How will my business be billed for this project?
Once we have an approved project estimate, a 33% “upfront” payment is required to begin the design phase. The reason we ask for an upfront payment is that once the project begins to move forward the hours begin to tally quickly. We mark the initial invoices as “Paid” and will apply to the “credit”. Once the credit is depleted, invoices are sent bi-monthly, due on 30-day terms. ION reserves the right to cease project activity if invoices become past due.
How flexible are your rates?
ION’s standard billing rates may be subject to negotiation dependent upon the size and length of the engagement. In addition, when building an application for commercial purposes, ION is open to discussing rate reductions and other accommodations in return for a participatory ownership arrangement.
You asked what our budget is fairly soon into the first meeting. Why do you need to know that so soon? And, how are we supposed to know what our software will cost?
We ask this question fairly quickly in the process so that we can make an “educated guess” whether or not the potential customer has realistic expectations about what they want their software to do, relative to the cost required to create that functionality. In the far majority of cases, if a potential customer already has a budget in mind they have either already been given a project estimate from another vendor, and may be “shopping” it, or, they already know what an “off-the shelf” product will cost to implement. In either case, this “budget” does not actually address the potential cost of developing the features of the custom software the customer “really” wants.
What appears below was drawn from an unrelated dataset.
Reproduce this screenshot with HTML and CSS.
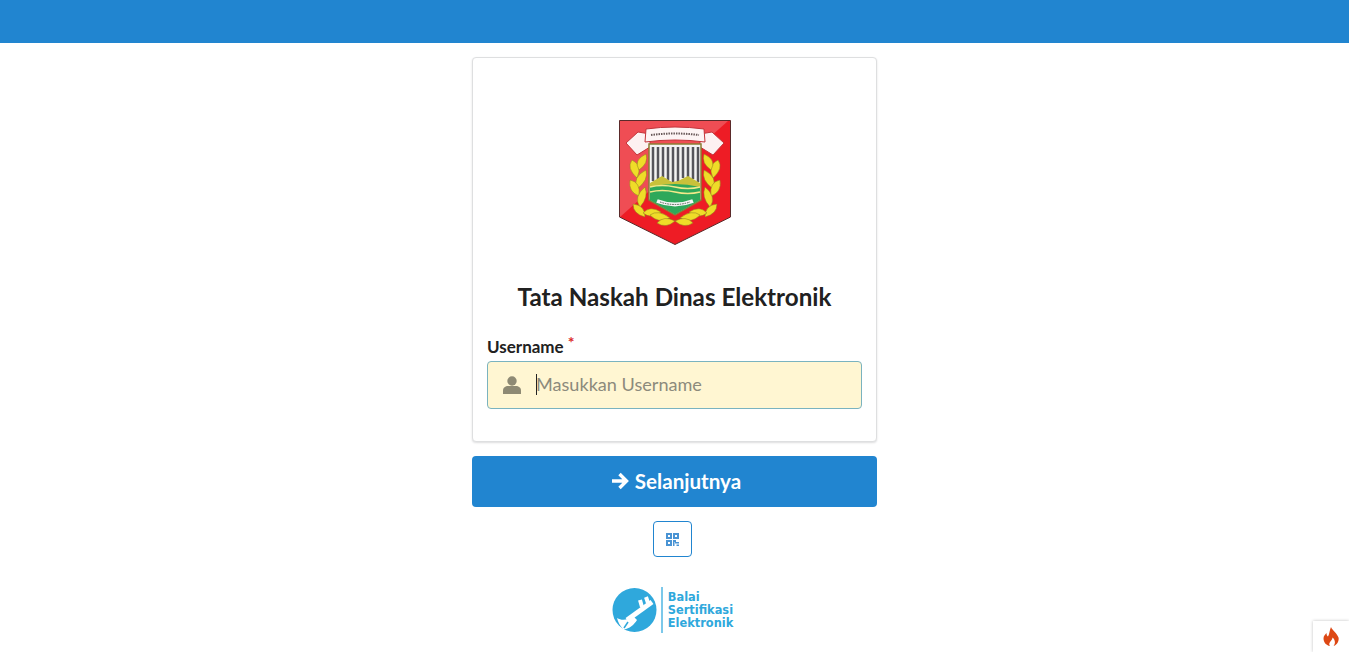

How can I be sure that you won’t take the information we give you, and pay you for, and then use it for one of my competitors?
ION Resources is accustomed to signing Confidentiality and Non-Disclosure Agreements with many of our clients.
Why do you ask me to do all of this “homework”, regarding inputs and outputs, desired features, etc.?
There are several reasons why we request that our Clients complete some “homework” as we begin the project. First of all, no one understands and can describe your business and its processes better than your staff. The exercise of your staff coming together to discuss how they do their job and how it integrates with the business as a whole is often very enlightening. We have experienced several cases where companies were able to eliminate bottlenecks and greatly streamline and improve processes that had been in place for years. Also, having this information enables ION to provide a much more informed project estimate.
How do you go about estimating a project?
Estimating a software development project is a very dynamic process. Customer “homework” goes a long way towards defining the processes and complexities involved with designing and coding the software. With this information ION can review and ask questions based specifically on what the customer believes they need. Once the design phase is completed to the customer’s satisfaction, ION will be able to provide a more accurate Project Estimate.
Does ION conduct projects on a “fixed bid” basis?
No, we believe that the “fixed bid” philosophy immediately creates an adversarial relationship between the customer and the software firm. We consider fixed bid projects to be a recipe for failure – unless the fixed cost is much more than the software may actually cost to complete. When you decide to create your custom software you are not purchasing an off-the-shelf or even custom built “product” with a fixed cost, rather you are hiring ION’s expertise to create a software tool unique to your business.
Please remember that the scope (and ultimately, the cost) of your custom software project is largely determined by you and the members of your team. Based upon your “homework”, ION can only estimate what tasks are required and how much time is required to complete them successfully. No matter how thorough the upfront design specifications may be, customers will ALWAYS change their minds from the original design and will ALWAYS want to amend the first design and add new features. Inevitably, these changes lead to increased design, development, and testing activities. Any business, especially a software company, is not going to be willing to make these changes without being compensated.
Why does ION want me to test their work? They should know if the code has been written correctly or not, right?
Testing is perhaps the most important aspect of a development project. We ask our clients to test their software because inevitably they will throw the code a “curve”, asking it to perform a previously unknown function, or use data in a previously unknown manner.